The number of bits used on the PS4 to display a single pixel of color is 48 bits, with 16 bits used for each of the Red, Green, and Blue primary colors. This is the same maximum color depth in the PS3 and is called Full Deep Color. If you have a HDMI2 RGB connection, Full Deep Color expands the number of bits per pixel to 48 bits total (16-bits per primary color). The increase in bits provide the PS4 with the ability to use more colors in a given color space standard, allowing gradual transitions between two similar colors, lessening banding effects.

The following chart describes the various Deep Color specifications compared to previous standards.

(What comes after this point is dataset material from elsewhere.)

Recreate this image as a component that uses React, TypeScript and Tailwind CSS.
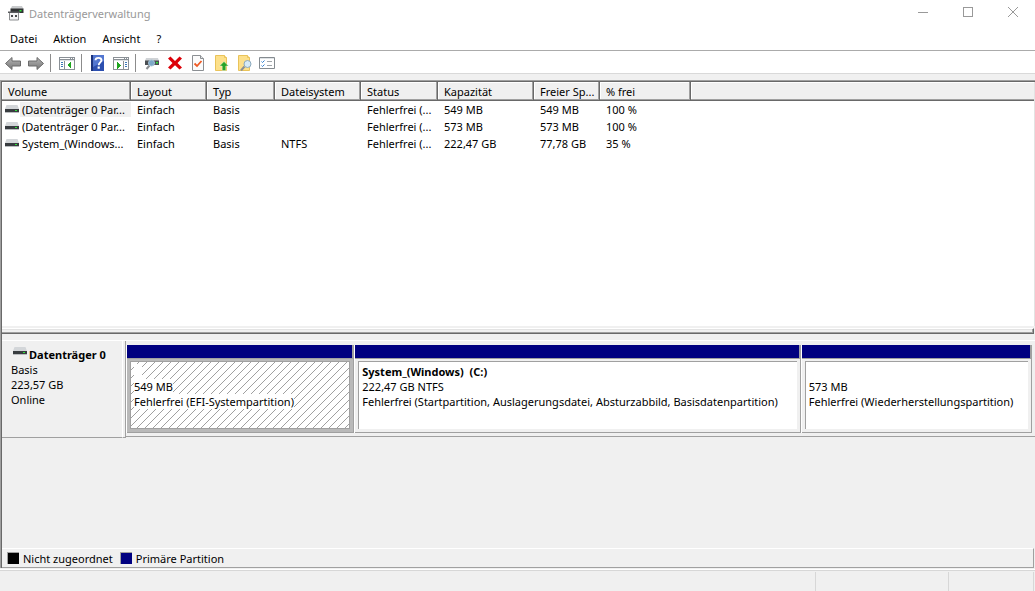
import type { ReactNode } from "react";

type Volume = {
  name: string;
  layout: string;
  type: string;
  fs: string;
  status: string;
  capacity: string;
  free: string;
  percent: string;
};

type PartitionDef = {
  label?: string;
  size: string;
  status: string;
  grow: string;
  selected?: boolean;
};

const COLUMNS = [
  { label: "Volume", width: "w-[129px]" },
  { label: "Layout", width: "w-[76px]" },
  { label: "Typ", width: "w-[68px]" },
  { label: "Dateisystem", width: "w-[86px]" },
  { label: "Status", width: "w-[77px]" },
  { label: "Kapazität", width: "w-[96px]" },
  { label: "Freier Sp...", width: "w-[66px]" },
  { label: "% frei", width: "w-[91px]" },
];

const VOLUMES: Volume[] = [
  { name: "(Datenträger 0 Par...", layout: "Einfach", type: "Basis", fs: "", status: "Fehlerfrei (...", capacity: "549 MB", free: "549 MB", percent: "100 %" },
  { name: "(Datenträger 0 Par...", layout: "Einfach", type: "Basis", fs: "", status: "Fehlerfrei (...", capacity: "573 MB", free: "573 MB", percent: "100 %" },
  { name: "System_(Windows...", layout: "Einfach", type: "Basis", fs: "NTFS", status: "Fehlerfrei (...", capacity: "222,47 GB", free: "77,78 GB", percent: "35 %" },
];

const PARTITIONS: PartitionDef[] = [
  { size: "549 MB", status: "Fehlerfrei (EFI-Systempartition)", grow: "flex-[228_1_0px]", selected: true },
  {
    label: "System_(Windows)  (C:)",
    size: "222,47 GB NTFS",
    status: "Fehlerfrei (Startpartition, Auslagerungsdatei, Absturzabbild, Basisdatenpartition)",
    grow: "flex-[447_1_0px]",
  },
  { size: "573 MB", status: "Fehlerfrei (Wiederherstellungspartition)", grow: "flex-[231_1_0px]" },
];

function DriveIcon() {
  return (
    <svg width="14" height="9" viewBox="0 0 14 9" className="shrink-0" aria-hidden="true">
      <path d="M1.500 0h11L14 4H0z" fill="#d3d6d9" />
      <path d="M0 4h14v3H0z" fill="#383c40" />
      <path d="M0 7h14v1H0z" fill="#b9bcbf" />
      <path d="M10 5h2v1h-2z" fill="#2ee63a" />
    </svg>
  );
}

function AppIcon() {
  return (
    <svg width="16" height="16" viewBox="0 0 16 16" className="shrink-0" aria-hidden="true">
      <path d="M4 1h10l1.500 3H2.500z" fill="#c9cbcd" />
      <path d="M2.500 3.500h13V8h-13z" fill="#303234" />
      <path d="M11.500 5h2v1.500h-2z" fill="#2ee63a" />
      <path d="M1.500 7.500h9V15h-9z" fill="#f5f5f5" stroke="#8b8d8f" />
      <path d="M0 6.500h12V8H0z" fill="#5a5c5e" />
      <path d="M3 10h2v2H3zM7 10h2v2H7z" fill="#4a4c4e" />
    </svg>
  );
}

function ArrowIcon({ forward }: { forward?: boolean }) {
  return (
    <svg width="16" height="16" viewBox="0 0 16 16" aria-hidden="true">
      <defs>
        <linearGradient id="arrow-fill" x1="0" y1="0" x2="0" y2="1">
          <stop offset="0" stopColor="#b5b5b5" />
          <stop offset="1" stopColor="#777777" />
        </linearGradient>
      </defs>
      <path
        d={forward ? "M15.500 8.500L9 2.500V6H.5v5H9v3.500z" : "M.5 8.500L7 2.500V6h8.500v5H7v3.500z"}
        fill="url(#arrow-fill)"
        stroke="#6a6a6a"
        strokeLinejoin="round"
      />
    </svg>
  );
}

function PaneIcon({ right }: { right?: boolean }) {
  return (
    <svg width="16" height="16" viewBox="0 0 16 16" shapeRendering="crispEdges" aria-hidden="true">
      <path d="M0 2h16v13H0z" fill="#8a9096" />
      <path d="M1 6h14v8H1z" fill="#ffffff" />
      <path d="M1 3h10v1H1zM12 3h1v1h-1zM14 3h1v1h-1z" fill="#ffffff" />
      <path d="M1 5h14v1H1z" fill="#dfe3e6" />
      {right ? (
        <>
          <path d="M10 6h1v8h-1z" fill="#8a9096" />
          <path d="M12 7h2v1h-2zM12 9h2v1h-2zM12 11h2v1h-2z" fill="#3e78b8" />
          <path d="M4 7l4 3-4 4z" fill="#1fa51f" />
        </>
      ) : (
        <>
          <path d="M5 6h1v8H5z" fill="#8a9096" />
          <path d="M2 7h2v1H2zM2 9h2v1H2zM2 11h2v1H2z" fill="#3e78b8" />
          <path d="M12 7v7l-4-4z" fill="#1fa51f" />
        </>
      )}
    </svg>
  );
}

function HelpIcon() {
  return (
    <svg width="16" height="16" viewBox="0 0 16 16" aria-hidden="true">
      <path d="M1 0h13v16H1z" fill="#2c4fb0" />
      <path d="M1 0h2v16H1z" fill="#1c347d" />
      <path d="M3 0h11v6L3 12z" fill="#5276d0" />
      <path d="M5.500 5.300c0-3.300 6-3.300 6 0 0 2-2.800 2.300-2.800 5" fill="none" stroke="#ffffff" strokeWidth="1.900" />
      <path d="M7.600 11.500h2.200v2.200H7.600z" fill="#ffffff" />
    </svg>
  );
}

function RescanIcon() {
  return (
    <svg width="16" height="16" viewBox="0 0 16 16" aria-hidden="true">
      <path d="M2 3h12l1 3H1z" fill="#d0d3d6" />
      <path d="M1 5.500h14V10H1z" fill="#4a4e52" />
      <path d="M12 7h2v1.500h-2z" fill="#2ee63a" />
      <path d="M5.500 10.500L2.500 14" stroke="#8b8f93" strokeWidth="2" />
      <circle cx="7.500" cy="8" r="3" fill="#7da8c8" stroke="#a5c3d8" />
    </svg>
  );
}

function DeleteIcon() {
  return (
    <svg width="16" height="16" viewBox="0 0 16 16" aria-hidden="true">
      <path d="M3.500 1.500L8 6l4.500-4.500 2.500 2L10.500 8l4.500 4.500-2.500 2L8 10.300l-4.500 4.200-2.500-2L5.500 8 1 3.500z" fill="#dc0008" />
    </svg>
  );
}

function CheckPageIcon() {
  return (
    <svg width="16" height="16" viewBox="0 0 16 16" aria-hidden="true">
      <path d="M2.500.5h8l3 3v12h-11z" fill="#fbfbfb" stroke="#8b8f93" />
      <path d="M10.500.5v3h3" fill="#e4e6e8" stroke="#8b8f93" />
      <path d="M4.500 8.500L7 11l4.500-5" fill="none" stroke="#ee5a24" strokeWidth="1.800" />
    </svg>
  );
}

function FolderPage({ children }: { children: ReactNode }) {
  return (
    <svg width="16" height="16" viewBox="0 0 16 16" aria-hidden="true">
      <path d="M2.500.5h9l2 2V15.500h-11z" fill="#fde08a" stroke="#e9c35a" />
      <path d="M11.500.5v2h2" fill="#fff4cc" stroke="#e9c35a" />
      {children}
    </svg>
  );
}

function UpIcon() {
  return (
    <FolderPage>
      <path d="M11 6.500L15.500 11h-2.700v4.500H9.200V11H6.500z" fill="#28a428" stroke="#ffffff" strokeWidth=".4" />
    </FolderPage>
  );
}

function FindIcon() {
  return (
    <FolderPage>
      <path d="M8.500 11.500L5 15.500" stroke="#8b8f93" strokeWidth="2" />
      <circle cx="11.500" cy="9" r="3.500" fill="#d6eaf6" stroke="#8ba9bd" />
    </FolderPage>
  );
}

function OptionsIcon() {
  return (
    <svg width="16" height="16" viewBox="0 0 16 16" aria-hidden="true">
      <path d="M.5 2.500h15v11H.5z" fill="#ffffff" stroke="#858b90" />
      <path d="M1 3h14v1H1z" fill="#dfe3e6" />
      <path d="M2.500 6.500l1 1 2-2M2.500 10.500l1 1 2-2" fill="none" stroke="#2f7fd0" />
      <path d="M8 6.500h5M8 10.500h5" stroke="#a0a5a9" />
    </svg>
  );
}

const TOOLS: { label: string; icon: ReactNode; sep?: boolean }[] = [
  { label: "Zurück", icon: <ArrowIcon /> },
  { label: "Vorwärts", icon: <ArrowIcon forward />, sep: true },
  { label: "Konsolenstruktur", icon: <PaneIcon />, sep: true },
  { label: "Hilfe", icon: <HelpIcon /> },
  { label: "Aktionsbereich", icon: <PaneIcon right />, sep: true },
  { label: "Neu einlesen", icon: <RescanIcon /> },
  { label: "Löschen", icon: <DeleteIcon /> },
  { label: "Eigenschaften", icon: <CheckPageIcon /> },
  { label: "Aufwärts", icon: <UpIcon /> },
  { label: "Suchen", icon: <FindIcon /> },
  { label: "Optionen", icon: <OptionsIcon /> },
];

function TitleBar() {
  return (
    <header className="flex h-[26px] items-center pl-2 text-[#999999]">
      <AppIcon />
      <h1 className="ml-[5px] flex-1">Datenträgerverwaltung</h1>
      <div className="flex pb-[2px]">
        <button aria-label="Minimieren" className="flex w-[45px] justify-center">
          <svg width="10" height="10" viewBox="0 0 10 10" shapeRendering="crispEdges">
            <path d="M0 5h10v1H0z" fill="#999999" />
          </svg>
        </button>
        <button aria-label="Maximieren" className="flex w-[45px] justify-center">
          <svg width="10" height="10" viewBox="0 0 10 10" shapeRendering="crispEdges">
            <path d="M.5.5h9v9h-9z" fill="none" stroke="#999999" />
          </svg>
        </button>
        <button aria-label="Schließen" className="flex w-[45px] justify-center">
          <svg width="10" height="10" viewBox="0 0 10 10">
            <path d="M0 0l10 10M10 0L0 10" stroke="#999999" />
          </svg>
        </button>
      </div>
    </header>
  );
}

function VolumeTable() {
  return (
    <table className="w-full table-fixed border-collapse text-left whitespace-nowrap">
      <thead>
        <tr className="h-[19px] bg-[#f0f0f0]">
          {COLUMNS.map((col) => (
            <th
              key={col.label}
              className={`${col.width} p-0 pl-[6px] font-normal shadow-[inset_-1px_-1px_#696969,inset_-2px_-2px_#a0a0a0,inset_1px_1px_#ffffff]`}
            >
              {col.label}
            </th>
          ))}
          <td className="shadow-[inset_0_-1px_#696969,inset_0_-2px_#a0a0a0,inset_1px_1px_#ffffff]" />
        </tr>
      </thead>
      <tbody>
        {VOLUMES.map((v, i) => (
          <tr key={i} className="h-[17px]">
            <td className="p-0 pl-[3px]">
              <div className="flex items-center gap-px">
                <DriveIcon />
                <span className={`flex-1 overflow-hidden pl-[2px] ${i === 0 ? "bg-[#f0f0f0]" : ""}`}>{v.name}</span>
              </div>
            </td>
            <td className="p-0 pl-[6px]">{v.layout}</td>
            <td className="p-0 pl-[6px]">{v.type}</td>
            <td className="p-0 pl-[6px]">{v.fs}</td>
            <td className="p-0 pl-[6px]">{v.status}</td>
            <td className="p-0 pl-[6px]">{v.capacity}</td>
            <td className="p-0 pl-[6px]">{v.free}</td>
            <td className="p-0 pl-[6px]">{v.percent}</td>
            <td className="p-0" />
          </tr>
        ))}
      </tbody>
    </table>
  );
}

function Hatch() {
  return (
    <svg className="absolute inset-0 h-full w-full" aria-hidden="true">
      <defs>
        <pattern id="hatch" width="8" height="8" patternUnits="userSpaceOnUse">
          <path
            d="M7 0h1v1H7zM6 1h1v1H6zM5 2h1v1H5zM4 3h1v1H4zM3 4h1v1H3zM2 5h1v1H2zM1 6h1v1H1zM0 7h1v1H0z"
            fill="#a0a0a0"
            shapeRendering="crispEdges"
          />
        </pattern>
      </defs>
      <rect width="100%" height="100%" fill="url(#hatch)" />
    </svg>
  );
}

function Partition({ label, size, status, grow, selected }: PartitionDef) {
  return (
    <section className={`flex min-w-0 flex-col border-l border-white ${grow}`}>
      <div className="h-[13px] border-r-2 border-[#a0a0a0] bg-[#000080]" />
      <div
        className={`flex-1 border-y border-r border-[#a0a0a0] px-[3px] pt-[2px] pb-[3px] ${
          selected ? "bg-[#b9b9b9]" : "bg-[#f0f0f0]"
        }`}
      >
        <div
          className={`relative h-full overflow-hidden border-t border-l border-[#a0a0a0] bg-white pt-[2px] pl-[3px] leading-[15px] whitespace-pre ${
            selected ? "border-r border-b" : ""
          }`}
        >
          {selected && <Hatch />}
          <p className="relative h-[15px] w-fit min-w-2 bg-white font-bold">{label}</p>
          <p className="relative w-fit bg-white">{size}</p>
          <p className="relative w-fit bg-white">{status}</p>
        </div>
      </div>
    </section>
  );
}

export default function App() {
  return (
    <div className="flex h-screen min-h-[420px] flex-col overflow-hidden bg-[#f0f0f0] font-['Noto_Sans','Open_Sans',sans-serif] text-[11px] leading-[15px] text-black">
      <div className="bg-white">
        <TitleBar />
        <nav className="flex h-[25px] items-center gap-4 border-b border-[#ababab] px-[10px]">
          <button>Datei</button>
          <button>Aktion</button>
          <button>Ansicht</button>
          <button>?</button>
        </nav>
        <div className="flex h-[23px] items-center border-b border-[#d9d9d9] pt-[2px] pl-[5px]">
          {TOOLS.map((tool) => (
            <div key={tool.label} className="flex items-center">
              <button aria-label={tool.label} className={tool.sep ? "mr-[6px]" : "mr-[7px]"}>
                {tool.icon}
              </button>
              {tool.sep && <span className="mr-2 h-[18px] w-px bg-[#8c8c8c]" />}
            </div>
          ))}
        </div>
      </div>

      <main className="mt-[6px] flex min-h-0 flex-1 flex-col border-t border-l border-[#a0a0a0]">
        <div className="flex min-h-0 flex-[256_1_0px] flex-col border-t border-l border-[#696969]">
          <div className="min-h-0 flex-1 overflow-hidden border-r border-[#e3e3e3] bg-white">
            <VolumeTable />
          </div>
          <div className="mt-[2px] mr-px h-[6px] border-t border-r border-b border-t-white border-r-[#696969] border-b-[#696969] shadow-[inset_-1px_-1px_#a0a0a0,inset_0_1px_#e3e3e3]" />
        </div>

        <div className="flex min-h-0 flex-[231_1_0px] flex-col border-l border-[#696969] pt-[6px]">
          <div className="flex h-[98px] border-t border-white">
            <div className="w-[121px] shrink-0 border-r border-b border-r-white border-b-[#a0a0a0] pt-[6px] pl-[9px]">
              <h2 className="flex gap-[2px] pl-[2px] font-bold">
                <DriveIcon />
                Datenträger 0
              </h2>
              <p>Basis</p>
              <p>223,57 GB</p>
              <p>Online</p>
            </div>
            <div className="w-[3px] shrink-0 border-r border-b border-[#a0a0a0]" />
            <div className="mb-px flex min-w-0 flex-1 border-b border-[#a0a0a0] pt-1 pr-[3px] pb-[3px]">
              {PARTITIONS.map((p) => (
                <Partition key={p.status} {...p} />
              ))}
            </div>
          </div>

          <div className="mt-auto mr-px flex h-5 items-center border-t border-r border-b border-t-white border-r-[#a0a0a0] border-b-[#a0a0a0] pl-[5px]">
            <span className="mr-1 size-3 border-t border-l border-[#a0a0a0] bg-black" />
            <span className="mr-[7px]">Nicht zugeordnet</span>
            <span className="mr-1 size-3 border-t border-l border-[#a0a0a0] bg-[#000080]" />
            <span>Primäre Partition</span>
          </div>
        </div>
      </main>

      <footer className="mt-[2px] flex h-[21px] border-t border-[#d7d7d7] pt-px shadow-[0_-1px_#ffffff]">
        <div className="flex-1 border-r border-[#d7d7d7]" />
        <div className="w-[133px] border-r border-[#d7d7d7]" />
        <div className="mr-px w-[85px] border-r border-[#d7d7d7]" />
      </footer>
    </div>
  );
}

Type	Total Bits Per Pixel	Bits Per Primary (RGB)	Primary RGB Values	Max Colors	Description
High Color	16 bits	5 bits	32	32768	Old PC standard
True Color	24 bits	8 bits	256	16,777,216	Previous PS3/PC standard
Deep Color	30 bits	10 bits	1024	1,073,741,824	Previous Generation HDTV
Deep Color	36 bits	12 bits	4096	68,719,476,736	Previous Generation HDTV
Full Deep Color	48 bits	16 bits	65536	281,474,976,710,656	Current Generation QF-HDTV

QF-HDTVs have display controllers that can manipulate the sending of brightness voltage to the LEDs in incremental values. For 16 bit controllers you can send 65536 distinct voltages (valued from 0 to 65535) to the LED, with 65535 representing the maximum voltage possible, and 0 representing the lowest possible. To support Full Deep Color, 16 bit controllers would need to be implemented so that they support incremental voltage values to the LEDs ranging from 0-65535 for 48 bit per pixel displays. Note that you also need a PS4 game or XMB that outputs 48 bits per pixel (PS3 games usually is 24 bits per pixel) in digital 16 bit per primary RGB via HDMI2. If you are playing back HVD movies, Full Deep Color in the x.v.Color space is supported, and you can either output this directly to the HDMI2, or convert to 16 bit per primary color RGB for your QF-HDMI display.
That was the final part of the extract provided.